◆ Description of the task:
Reproduce each line of the material exactly, minus any picture.

◆ Dataset section:
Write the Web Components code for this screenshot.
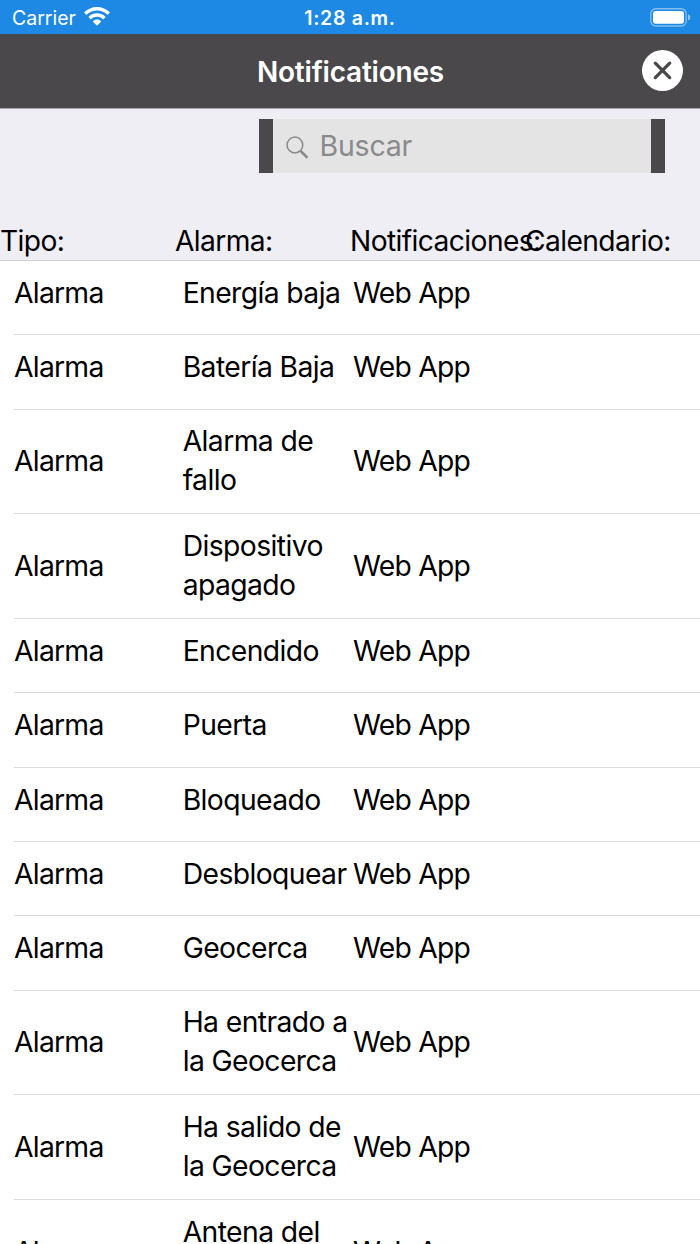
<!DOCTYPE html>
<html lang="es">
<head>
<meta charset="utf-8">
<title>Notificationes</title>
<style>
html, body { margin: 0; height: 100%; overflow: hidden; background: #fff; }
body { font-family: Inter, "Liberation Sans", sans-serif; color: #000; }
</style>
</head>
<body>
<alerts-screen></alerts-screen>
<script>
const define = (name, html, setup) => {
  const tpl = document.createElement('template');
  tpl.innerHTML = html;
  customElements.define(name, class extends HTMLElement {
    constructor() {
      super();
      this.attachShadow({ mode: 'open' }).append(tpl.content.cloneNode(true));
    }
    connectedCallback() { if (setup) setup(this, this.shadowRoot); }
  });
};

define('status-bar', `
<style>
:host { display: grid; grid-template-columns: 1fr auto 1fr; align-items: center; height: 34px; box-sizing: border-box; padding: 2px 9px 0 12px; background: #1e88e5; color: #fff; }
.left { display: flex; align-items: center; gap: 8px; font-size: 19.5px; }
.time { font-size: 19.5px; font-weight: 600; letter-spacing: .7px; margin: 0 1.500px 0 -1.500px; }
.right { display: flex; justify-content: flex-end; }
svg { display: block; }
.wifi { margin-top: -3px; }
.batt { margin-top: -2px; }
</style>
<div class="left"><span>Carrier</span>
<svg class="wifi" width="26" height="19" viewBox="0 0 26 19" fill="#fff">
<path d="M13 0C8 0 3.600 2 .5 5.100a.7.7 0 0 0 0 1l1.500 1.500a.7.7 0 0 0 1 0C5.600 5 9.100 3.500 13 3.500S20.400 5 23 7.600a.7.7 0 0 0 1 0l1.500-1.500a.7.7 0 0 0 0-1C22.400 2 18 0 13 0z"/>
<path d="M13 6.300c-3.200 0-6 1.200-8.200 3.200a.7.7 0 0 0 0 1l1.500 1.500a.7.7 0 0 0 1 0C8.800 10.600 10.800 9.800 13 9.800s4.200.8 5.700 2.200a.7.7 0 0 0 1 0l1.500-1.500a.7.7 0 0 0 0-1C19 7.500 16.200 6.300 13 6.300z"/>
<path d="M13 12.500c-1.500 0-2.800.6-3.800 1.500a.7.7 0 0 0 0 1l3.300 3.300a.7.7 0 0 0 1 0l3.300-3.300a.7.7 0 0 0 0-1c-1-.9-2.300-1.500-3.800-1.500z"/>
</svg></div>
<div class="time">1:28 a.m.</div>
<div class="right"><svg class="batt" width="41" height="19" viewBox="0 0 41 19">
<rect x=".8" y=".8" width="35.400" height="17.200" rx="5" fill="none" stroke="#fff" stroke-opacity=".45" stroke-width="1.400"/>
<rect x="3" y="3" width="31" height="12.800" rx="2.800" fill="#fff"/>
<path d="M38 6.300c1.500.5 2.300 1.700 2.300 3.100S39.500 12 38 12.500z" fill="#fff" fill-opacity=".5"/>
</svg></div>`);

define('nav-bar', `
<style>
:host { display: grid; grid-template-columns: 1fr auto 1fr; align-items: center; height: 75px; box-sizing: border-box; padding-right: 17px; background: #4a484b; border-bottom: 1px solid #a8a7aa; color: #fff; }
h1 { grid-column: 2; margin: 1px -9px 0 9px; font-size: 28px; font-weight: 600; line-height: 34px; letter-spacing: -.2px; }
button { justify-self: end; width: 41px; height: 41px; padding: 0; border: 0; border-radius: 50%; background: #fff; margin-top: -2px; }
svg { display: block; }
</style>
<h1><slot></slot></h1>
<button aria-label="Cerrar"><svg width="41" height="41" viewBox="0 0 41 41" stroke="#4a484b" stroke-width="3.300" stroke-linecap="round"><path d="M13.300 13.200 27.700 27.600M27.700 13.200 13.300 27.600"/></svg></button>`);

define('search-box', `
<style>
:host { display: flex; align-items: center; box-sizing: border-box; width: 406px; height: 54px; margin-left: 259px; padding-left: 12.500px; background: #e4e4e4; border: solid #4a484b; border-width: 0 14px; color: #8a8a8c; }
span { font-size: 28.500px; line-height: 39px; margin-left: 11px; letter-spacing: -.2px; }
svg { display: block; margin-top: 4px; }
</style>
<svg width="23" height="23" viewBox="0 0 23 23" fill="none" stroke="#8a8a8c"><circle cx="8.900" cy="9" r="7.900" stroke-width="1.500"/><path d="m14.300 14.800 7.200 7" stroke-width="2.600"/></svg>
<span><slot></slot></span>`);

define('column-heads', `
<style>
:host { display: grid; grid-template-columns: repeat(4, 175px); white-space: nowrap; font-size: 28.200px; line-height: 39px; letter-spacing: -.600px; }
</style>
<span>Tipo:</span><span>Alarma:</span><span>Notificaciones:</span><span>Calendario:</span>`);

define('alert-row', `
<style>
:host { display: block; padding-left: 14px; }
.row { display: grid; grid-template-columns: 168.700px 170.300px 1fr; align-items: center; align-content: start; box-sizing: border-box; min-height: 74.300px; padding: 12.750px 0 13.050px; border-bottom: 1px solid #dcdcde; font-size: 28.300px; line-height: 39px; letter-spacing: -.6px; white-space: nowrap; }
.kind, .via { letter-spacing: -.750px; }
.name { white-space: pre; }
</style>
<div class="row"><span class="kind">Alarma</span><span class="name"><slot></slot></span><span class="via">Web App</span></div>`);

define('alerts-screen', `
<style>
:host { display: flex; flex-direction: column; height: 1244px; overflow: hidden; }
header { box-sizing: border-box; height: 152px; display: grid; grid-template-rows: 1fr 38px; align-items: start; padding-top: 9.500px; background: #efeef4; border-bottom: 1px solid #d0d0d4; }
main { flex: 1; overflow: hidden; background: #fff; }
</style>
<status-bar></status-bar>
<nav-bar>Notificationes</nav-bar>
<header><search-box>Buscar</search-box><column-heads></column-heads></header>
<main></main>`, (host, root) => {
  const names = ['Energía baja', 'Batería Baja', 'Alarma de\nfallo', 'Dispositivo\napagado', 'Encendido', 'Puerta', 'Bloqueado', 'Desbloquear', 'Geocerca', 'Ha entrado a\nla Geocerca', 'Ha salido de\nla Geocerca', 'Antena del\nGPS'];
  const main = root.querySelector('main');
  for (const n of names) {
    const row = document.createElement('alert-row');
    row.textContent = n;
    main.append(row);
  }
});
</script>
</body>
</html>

◆ Solution to this task:
Write the Web Components code for this screenshot.
<!DOCTYPE html>
<html lang="es">
<head>
<meta charset="utf-8">
<title>Notificationes</title>
<style>
html, body { margin: 0; height: 100%; overflow: hidden; background: #fff; }
body { font-family: Inter, "Liberation Sans", sans-serif; color: #000; }
</style>
</head>
<body>
<alerts-screen></alerts-screen>
<script>
const define = (name, html, setup) => {
  const tpl = document.createElement('template');
  tpl.innerHTML = html;
  customElements.define(name, class extends HTMLElement {
    constructor() {
      super();
      this.attachShadow({ mode: 'open' }).append(tpl.content.cloneNode(true));
    }
    connectedCallback() { if (setup) setup(this, this.shadowRoot); }
  });
};

define('status-bar', `
<style>
:host { display: grid; grid-template-columns: 1fr auto 1fr; align-items: center; height: 34px; box-sizing: border-box; padding: 2px 9px 0 12px; background: #1e88e5; color: #fff; }
.left { display: flex; align-items: center; gap: 8px; font-size: 19.5px; }
.time { font-size: 19.5px; font-weight: 600; letter-spacing: .7px; margin: 0 1.500px 0 -1.500px; }
.right { display: flex; justify-content: flex-end; }
svg { display: block; }
.wifi { margin-top: -3px; }
.batt { margin-top: -2px; }
</style>
<div class="left"><span>Carrier</span>
<svg class="wifi" width="26" height="19" viewBox="0 0 26 19" fill="#fff">
<path d="M13 0C8 0 3.600 2 .5 5.100a.7.7 0 0 0 0 1l1.500 1.500a.7.7 0 0 0 1 0C5.600 5 9.100 3.500 13 3.500S20.400 5 23 7.600a.7.7 0 0 0 1 0l1.500-1.500a.7.7 0 0 0 0-1C22.400 2 18 0 13 0z"/>
<path d="M13 6.300c-3.200 0-6 1.200-8.200 3.200a.7.7 0 0 0 0 1l1.500 1.500a.7.7 0 0 0 1 0C8.800 10.600 10.800 9.800 13 9.800s4.200.8 5.700 2.200a.7.7 0 0 0 1 0l1.500-1.500a.7.7 0 0 0 0-1C19 7.500 16.200 6.300 13 6.300z"/>
<path d="M13 12.500c-1.500 0-2.800.6-3.800 1.500a.7.7 0 0 0 0 1l3.300 3.300a.7.7 0 0 0 1 0l3.300-3.300a.7.7 0 0 0 0-1c-1-.9-2.300-1.500-3.800-1.500z"/>
</svg></div>
<div class="time">1:28 a.m.</div>
<div class="right"><svg class="batt" width="41" height="19" viewBox="0 0 41 19">
<rect x=".8" y=".8" width="35.400" height="17.200" rx="5" fill="none" stroke="#fff" stroke-opacity=".45" stroke-width="1.400"/>
<rect x="3" y="3" width="31" height="12.800" rx="2.800" fill="#fff"/>
<path d="M38 6.300c1.500.5 2.300 1.700 2.300 3.100S39.500 12 38 12.500z" fill="#fff" fill-opacity=".5"/>
</svg></div>`);

define('nav-bar', `
<style>
:host { display: grid; grid-template-columns: 1fr auto 1fr; align-items: center; height: 75px; box-sizing: border-box; padding-right: 17px; background: #4a484b; border-bottom: 1px solid #a8a7aa; color: #fff; }
h1 { grid-column: 2; margin: 1px -9px 0 9px; font-size: 28px; font-weight: 600; line-height: 34px; letter-spacing: -.2px; }
button { justify-self: end; width: 41px; height: 41px; padding: 0; border: 0; border-radius: 50%; background: #fff; margin-top: -2px; }
svg { display: block; }
</style>
<h1><slot></slot></h1>
<button aria-label="Cerrar"><svg width="41" height="41" viewBox="0 0 41 41" stroke="#4a484b" stroke-width="3.300" stroke-linecap="round"><path d="M13.300 13.200 27.700 27.600M27.700 13.200 13.300 27.600"/></svg></button>`);

define('search-box', `
<style>
:host { display: flex; align-items: center; box-sizing: border-box; width: 406px; height: 54px; margin-left: 259px; padding-left: 12.500px; background: #e4e4e4; border: solid #4a484b; border-width: 0 14px; color: #8a8a8c; }
span { font-size: 28.500px; line-height: 39px; margin-left: 11px; letter-spacing: -.2px; }
svg { display: block; margin-top: 4px; }
</style>
<svg width="23" height="23" viewBox="0 0 23 23" fill="none" stroke="#8a8a8c"><circle cx="8.900" cy="9" r="7.900" stroke-width="1.500"/><path d="m14.300 14.800 7.200 7" stroke-width="2.600"/></svg>
<span><slot></slot></span>`);

define('column-heads', `
<style>
:host { display: grid; grid-template-columns: repeat(4, 175px); white-space: nowrap; font-size: 28.200px; line-height: 39px; letter-spacing: -.600px; }
</style>
<span>Tipo:</span><span>Alarma:</span><span>Notificaciones:</span><span>Calendario:</span>`);

define('alert-row', `
<style>
:host { display: block; padding-left: 14px; }
.row { display: grid; grid-template-columns: 168.700px 170.300px 1fr; align-items: center; align-content: start; box-sizing: border-box; min-height: 74.300px; padding: 12.750px 0 13.050px; border-bottom: 1px solid #dcdcde; font-size: 28.300px; line-height: 39px; letter-spacing: -.6px; white-space: nowrap; }
.kind, .via { letter-spacing: -.750px; }
.name { white-space: pre; }
</style>
<div class="row"><span class="kind">Alarma</span><span class="name"><slot></slot></span><span class="via">Web App</span></div>`);

define('alerts-screen', `
<style>
:host { display: flex; flex-direction: column; height: 1244px; overflow: hidden; }
header { box-sizing: border-box; height: 152px; display: grid; grid-template-rows: 1fr 38px; align-items: start; padding-top: 9.500px; background: #efeef4; border-bottom: 1px solid #d0d0d4; }
main { flex: 1; overflow: hidden; background: #fff; }
</style>
<status-bar></status-bar>
<nav-bar>Notificationes</nav-bar>
<header><search-box>Buscar</search-box><column-heads></column-heads></header>
<main></main>`, (host, root) => {
  const names = ['Energía baja', 'Batería Baja', 'Alarma de\nfallo', 'Dispositivo\napagado', 'Encendido', 'Puerta', 'Bloqueado', 'Desbloquear', 'Geocerca', 'Ha entrado a\nla Geocerca', 'Ha salido de\nla Geocerca', 'Antena del\nGPS'];
  const main = root.querySelector('main');
  for (const n of names) {
    const row = document.createElement('alert-row');
    row.textContent = n;
    main.append(row);
  }
});
</script>
</body>
</html>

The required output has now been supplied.